Check for an auto-restart feature too. If your power flickers during a summer storm, you want the AC to turn back on by itself. There is nothing worse than coming home to a 90-degree apartment because the power blipped for a second and the AC stayed off.

Practical Steps to Choosing Your Unit

Don't just go to a big-box store and grab the first thing on the pallet. Follow this sequence instead.

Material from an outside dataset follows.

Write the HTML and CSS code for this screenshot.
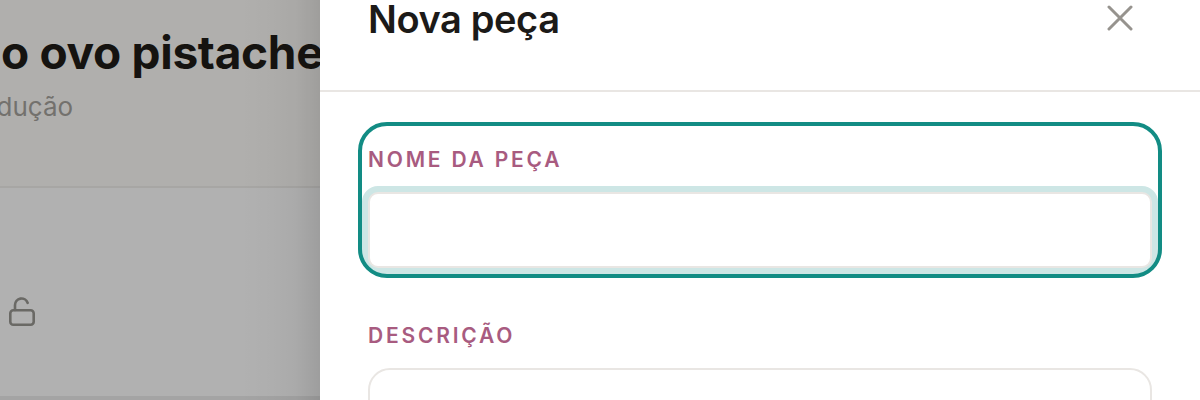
FILE: index.html
```html
<!DOCTYPE html>
<html lang="pt">
<head>
<meta charset="utf-8">
<title>Nova peça</title>
<link rel="stylesheet" href="styles.css">
</head>
<body>
<div class="app">
  <main class="page">
    <header class="page-head">
      <h1 class="page-title">o ovo pistache</h1>
      <p class="page-sub">Produção</p>
    </header>
    <section class="page-row">
      <svg class="lock" width="28" height="30" viewBox="0 0 28 30" fill="none" stroke="#6a6965" stroke-width="2.6" stroke-linecap="round" aria-hidden="true">
        <rect x="2.3" y="13.3" width="23.4" height="14.4" rx="3"/>
        <path d="M7 13V8a6.5 6.5 0 0 1 12.6-2.2"/>
      </svg>
    </section>
  </main>
  <aside class="panel">
    <header class="panel-head">
      <h2 class="panel-title">Nova peça</h2>
      <button class="close" type="button" aria-label="Fechar">
        <svg width="26" height="26" viewBox="0 0 26 26" fill="none" stroke="#96938e" stroke-width="3" stroke-linecap="round" aria-hidden="true">
          <path d="M2 2l22 22M24 2L2 24"/>
        </svg>
      </button>
    </header>
    <form class="form">
      <div class="field field-focus">
        <label class="label" for="nome">NOME DA PEÇA</label>
        <input class="input input-focus" id="nome" type="text">
      </div>
      <div class="field">
        <label class="label" for="desc">DESCRIÇÃO</label>
        <textarea class="input input-area" id="desc"></textarea>
      </div>
    </form>
  </aside>
</div>
</body>
</html>
```
FILE: styles.css
```css
* { box-sizing: border-box; }
html, body { margin: 0; height: 100%; overflow: hidden; background: #fff; }
.app { display: flex; width: 1200px; height: 400px; overflow: hidden; font-family: Inter, "Liberation Sans", sans-serif; }
.page { width: 320px; flex: none; background: #b1b1b1; overflow: hidden; display: flex; flex-direction: column; background-image: linear-gradient(to right, rgba(0,0,0,0) 240px, rgba(0,0,0,.015) 270px, rgba(0,0,0,.04) 295px, rgba(0,0,0,.11) 320px); }
.page-head { height: 188px; flex: none; padding: 27px 0 0 1px; border-bottom: 2px solid rgba(0,0,0,.05); background: rgba(170,160,150,.14); white-space: nowrap; }
.page-title { margin: 0; font-size: 46px; line-height: 50px; font-weight: 700; color: #151310; letter-spacing: -.3px; }
.page-sub { margin: 13px 0 0 -46px; font-size: 26px; line-height: 34px; color: #73716d; }
.page-row { flex: 1; padding: 109px 0 0 8px; border-bottom: 4px solid rgba(0,0,0,.07); }
.lock { display: block; }
.panel { flex: 1; background: #fff; display: flex; flex-direction: column; }
.panel-head { height: 92px; flex: none; display: flex; justify-content: space-between; align-items: flex-start; padding: 0 48px; border-bottom: 2px solid #e9e6e3; }
.panel-title { margin: 0; font-size: 38px; line-height: 38px; font-weight: 600; color: #1c1a18; letter-spacing: -.4px; }
.close { border: 0; background: none; padding: 0; margin: 5px 19px 0 0; display: block; width: 26px; height: 26px; }
.form { display: flex; flex-direction: column; gap: 28px; padding: 34px 48px 0; }
.field { padding-top: 20px; }
.field-focus { margin: 0 -6px; padding: 20px 6px 6px; border-radius: 25px; outline: 4px solid #128c84; }
.label { display: block; height: 28px; margin-bottom: 18px; font-size: 21px; line-height: 28px; font-weight: 600; letter-spacing: 2.8px; color: #a85b80; }
.input { display: block; width: 100%; border: 2px solid #e9e6e3; border-radius: 10px; background: #fff; outline: 0; padding: 0; margin: 0; }
.input-focus { height: 76px; box-shadow: 0 0 0 6px #cde6e5; }
.input-area { height: 120px; border-radius: 22px; resize: none; }
```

  1. Measure your space. Be exact. Don't guess. A 12x12 room is 144 square feet.
  2. Check your window. Does it slide up and down? Side to side? Portable AC kits usually work for both, but some "crank-out" casement windows require a special fabric seal that you’ll have to buy separately.
  3. Inspect your outlets. Most portable air conditioners for small rooms pull a lot of power—often 10 to 12 amps. If you’re sharing that circuit with a gaming PC or a vacuum, you’re going to trip a breaker. Try to give the AC its own dedicated outlet.
  4. Prioritize Dual-Hose or Inverter models. If your budget allows for it, the extra $100 spent now will save you $200 in electricity over the next two summers.
  5. Read the SACC rating. Ignore the big numbers on the front of the box. Look for the small sticker on the side or back that shows the real DOE-tested cooling capacity.

Making It Work Long-Term

Once you have the unit, maintenance is your best friend. Clean the filters every two weeks. It takes two minutes. Seriously. Just rinse them in the sink. At the end of the season, make sure you drain every last drop of water out of the internal reservoir before you store it. If you leave water in there, mold will grow. And next summer, when you turn it on, your room will smell like a damp basement.

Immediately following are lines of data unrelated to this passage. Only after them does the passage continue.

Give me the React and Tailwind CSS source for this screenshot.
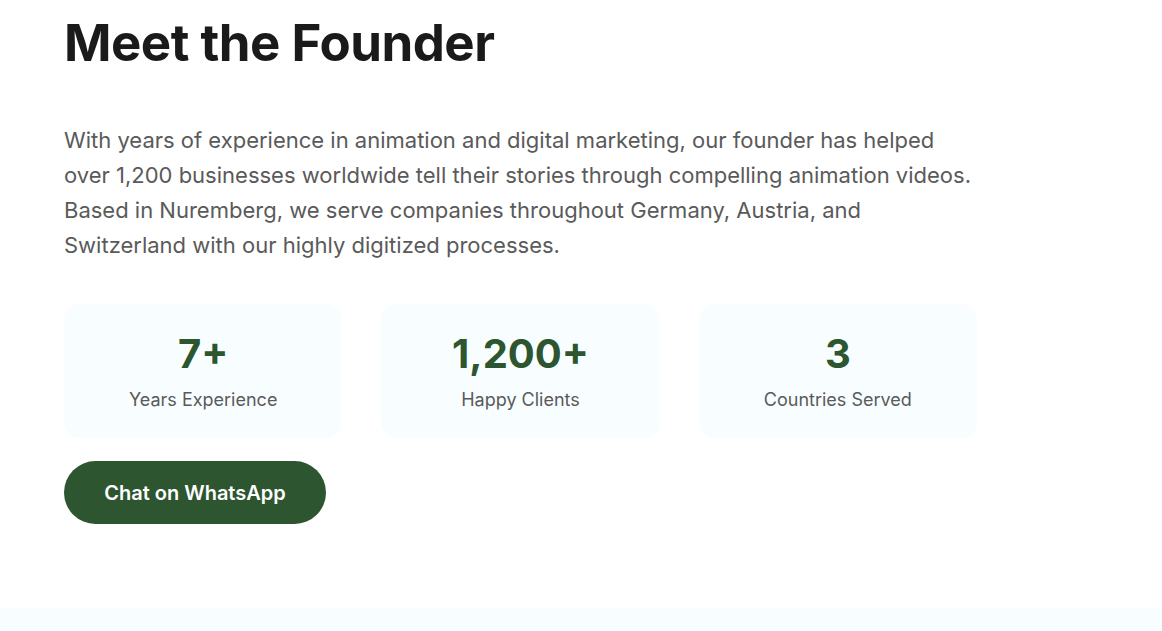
export default function App() {
  const stats = [
    { value: '7+', label: 'Years Experience' },
    { value: '1,200+', label: 'Happy Clients' },
    { value: '3', label: 'Countries Served' }
  ]

  return (
    <div className="bg-white font-['Inter',sans-serif]">
      <section className="px-[64px] pt-[12px] pb-[84px]">
        <div className="w-[913px]">
          <h1 className="text-[51px] leading-[1.2] font-bold tracking-[-0.01em] text-[#1a1a1a]">
            Meet the Founder
          </h1>
          <p className="mt-[50px] text-[22px] leading-[35px] text-[#5a5a5a]">
            With years of experience in animation and digital marketing, our founder has helped over 1,200
            businesses worldwide tell their stories through compelling animation videos. Based in Nuremberg, we
            serve companies throughout Germany, Austria, and Switzerland with our highly digitized processes.
          </p>
          <div className="mt-[41px] grid grid-cols-3 gap-[39px]">
            {stats.map((s) => (
              <div key={s.label} className="flex h-[134px] flex-col items-center justify-center rounded-2xl bg-[#f8feff]">
                <p className="text-[40px] leading-[48px] font-bold text-[#2c5530]">{s.value}</p>
                <p className="mt-[9px] text-[18px] leading-[26px] text-[#5a5a5a]">{s.label}</p>
              </div>
            ))}
          </div>
          <button className="mt-[23px] h-[63px] w-[262px] rounded-full bg-[#2c5530] text-[20px] font-semibold text-white">
            Chat on WhatsApp
          </button>
        </div>
      </section>
      <section className="h-[23px] bg-[#f8feff]" />
    </div>
  )
}
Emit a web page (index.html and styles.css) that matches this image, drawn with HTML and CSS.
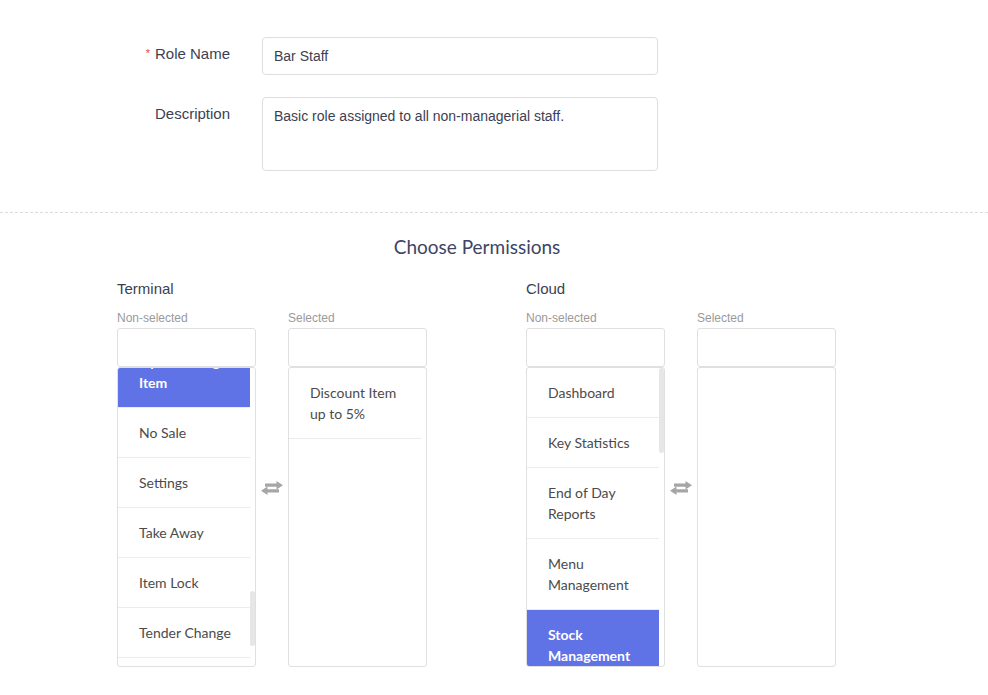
FILE: index.html
```html
<!DOCTYPE html>
<html lang="en">
<head>
    <meta charset="utf-8">
    <title>Edit Role</title>
    <link rel="stylesheet" href="styles.css">
</head>
<body>
    <!-- Role details -->
    <div class="role-form">
        <div class="form-row">
            <label class="form-label required" for="role-name">Role Name</label>
            <input class="form-input" id="role-name" type="text" value="Bar Staff">
        </div>
        <div class="form-row">
            <label class="form-label" for="role-desc">Description</label>
            <textarea class="form-input form-textarea" id="role-desc">Basic role assigned to all non-managerial staff.</textarea>
        </div>
    </div>

    <!-- Permissions -->
    <div class="permissions">
        <h2>Choose Permissions</h2>
        <div class="groups">
            <div class="group">
                <h3>Terminal</h3>
                <div class="dual-list">
                    <div class="list-col">
                        <div class="list-caption">Non-selected</div>
                        <input class="list-filter" type="text">
                        <div class="list-box">
                            <ul class="list-items scrolled">
                                <li class="active">Open Pricing Item</li>
                                <li>No Sale</li>
                                <li>Settings</li>
                                <li>Take Away</li>
                                <li>Item Lock</li>
                                <li>Tender Change</li>
                                <li>Void Item</li>
                            </ul>
                            <span class="scroll-thumb thumb-low"></span>
                        </div>
                    </div>
                    <div class="swap">
                        <svg width="22" height="14" viewBox="0 0 22 14">
                            <path d="M4 2.6h11.5V0L22 4.2l-6.5 4.2V5.8H4z" fill="#a6a6a6"/>
                            <path d="M18 8.2H6.5V5.6L0 9.8 6.5 14v-2.6H18z" fill="#a6a6a6"/>
                        </svg>
                    </div>
                    <div class="list-col">
                        <div class="list-caption">Selected</div>
                        <input class="list-filter" type="text">
                        <div class="list-box">
                            <ul class="list-items">
                                <li>Discount Item up to 5%</li>
                            </ul>
                        </div>
                    </div>
                </div>
            </div>

            <div class="group">
                <h3>Cloud</h3>
                <div class="dual-list">
                    <div class="list-col">
                        <div class="list-caption">Non-selected</div>
                        <input class="list-filter" type="text">
                        <div class="list-box">
                            <ul class="list-items">
                                <li>Dashboard</li>
                                <li>Key Statistics</li>
                                <li>End of Day Reports</li>
                                <li>Menu Management</li>
                                <li class="active">Stock Management</li>
                                <li>Staff Management</li>
                            </ul>
                            <span class="scroll-thumb thumb-top"></span>
                        </div>
                    </div>
                    <div class="swap">
                        <svg width="22" height="14" viewBox="0 0 22 14">
                            <path d="M4 2.6h11.5V0L22 4.2l-6.5 4.2V5.8H4z" fill="#a6a6a6"/>
                            <path d="M18 8.2H6.5V5.6L0 9.8 6.5 14v-2.6H18z" fill="#a6a6a6"/>
                        </svg>
                    </div>
                    <div class="list-col">
                        <div class="list-caption">Selected</div>
                        <input class="list-filter" type="text">
                        <div class="list-box">
                            <ul class="list-items"></ul>
                        </div>
                    </div>
                </div>
            </div>
        </div>
    </div>
</body>
</html>
```

FILE: styles.css
```css
/* Reset */
* {
    margin: 0;
    padding: 0;
    box-sizing: border-box;
}

body {
    font-family: 'Liberation Sans', Arial, sans-serif;
    background: #fff;
    color: #3c3f52;
    overflow: hidden;
}

/* Role form */
.role-form {
    padding: 37px 0 41px;
    border-bottom: 1px dashed #dcdcdc;
}

.form-row {
    display: flex;
    align-items: flex-start;
    gap: 32px;
    margin-bottom: 22px;
}

.form-row:last-child {
    margin-bottom: 0;
}

.form-label {
    width: 230px;
    text-align: right;
    font-size: 15px;
    line-height: 22px;
    padding-top: 5px;
    color: #3c3f52;
}

.form-textarea + .form-label,
.form-row:last-child .form-label {
    padding-top: 6px;
}

.form-label.required::before {
    content: '*';
    color: #e0474c;
    font-size: 11px;
    margin-right: 5px;
    vertical-align: 2px;
}

.form-input {
    width: 396px;
    height: 38px;
    padding: 0 11px;
    border: 1px solid #dedede;
    border-radius: 4px;
    font-family: 'Liberation Sans', Arial, sans-serif;
    font-size: 14px;
    color: #3c3f52;
    background: #fff;
    outline: none;
}

.form-textarea {
    height: 74px;
    padding: 8px 11px;
    line-height: 20px;
    resize: none;
    overflow: hidden;
}

/* Permissions */
.permissions {
    width: 720px;
    margin-left: 117px;
}

.permissions h2 {
    font-family: Lato, 'Open Sans', sans-serif;
    font-weight: 400;
    font-size: 19px;
    line-height: 24px;
    text-align: center;
    color: #3f4463;
    margin-top: 22px;
    margin-bottom: 21px;
}

.groups {
    display: flex;
    gap: 99px;
}

.group h3 {
    font-weight: 400;
    font-size: 15px;
    line-height: 18px;
    color: #3c3f52;
    margin-bottom: 13px;
}

.dual-list {
    display: flex;
}

.list-col {
    width: 139px;
}

.list-caption {
    font-size: 12px;
    line-height: 15px;
    color: #9a9a9a;
    margin-bottom: 2px;
}

.list-filter {
    display: block;
    width: 100%;
    height: 39px;
    border: 1px solid #e0e0e0;
    border-radius: 3px;
    outline: none;
    background: #fff;
}

.list-box {
    position: relative;
    height: 300px;
    border: 1px solid #e0e0e0;
    border-radius: 3px;
    overflow: hidden;
}

.list-items {
    list-style: none;
    margin-right: 5px;
}

/* list is shown scrolled down a little */
.list-items.scrolled {
    margin-top: -31px;
}

.list-items li {
    font-family: Lato, 'Open Sans', sans-serif;
    font-size: 14px;
    line-height: 21px;
    color: #4b4b4b;
    padding: 14px 10px 14px 21px;
    border-bottom: 1px solid #ececec;
}

.list-items li.active {
    background: #5f72e6;
    color: #fff;
    font-weight: 700;
}

.scroll-thumb {
    position: absolute;
    right: 0;
    width: 5px;
    border-radius: 3px;
    background: #e6e6e6;
}

.thumb-low {
    top: 223px;
    height: 55px;
}

.thumb-top {
    top: 0;
    height: 85px;
}

.swap {
    width: 32px;
    padding-top: 170px;
    display: flex;
    justify-content: center;
}
```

Portable air conditioners for small rooms are a compromise. They aren't as quiet as central air or as efficient as a window unit. But when it's 95 degrees outside and you just want to sleep without sweating through your sheets, that compromise is the best investment you’ll ever make. Choose based on real specs, seal your window properly, and keep those filters clean. You'll be fine.

Actionable Next Steps

  • Audit your windows: Measure the width and height of your window opening today to ensure the included slider kit will actually fit.
  • Check the circuit: Look at your breaker box to see what else is on the same circuit as your bedroom outlets to avoid power overloads.
  • Compare SACC ratings: When browsing online, search specifically for "DOE SACC" ratings rather than just "BTU" to get an honest comparison of cooling power.
  • Order a window seal kit early: If you have casement (crank-out) windows, order a fabric window seal now, as these often sell out during heatwaves.
  • Plan your drainage: Determine if you have a spot for a gravity drain hose or if you’ll need to commit to manually emptying the tank based on your local humidity levels.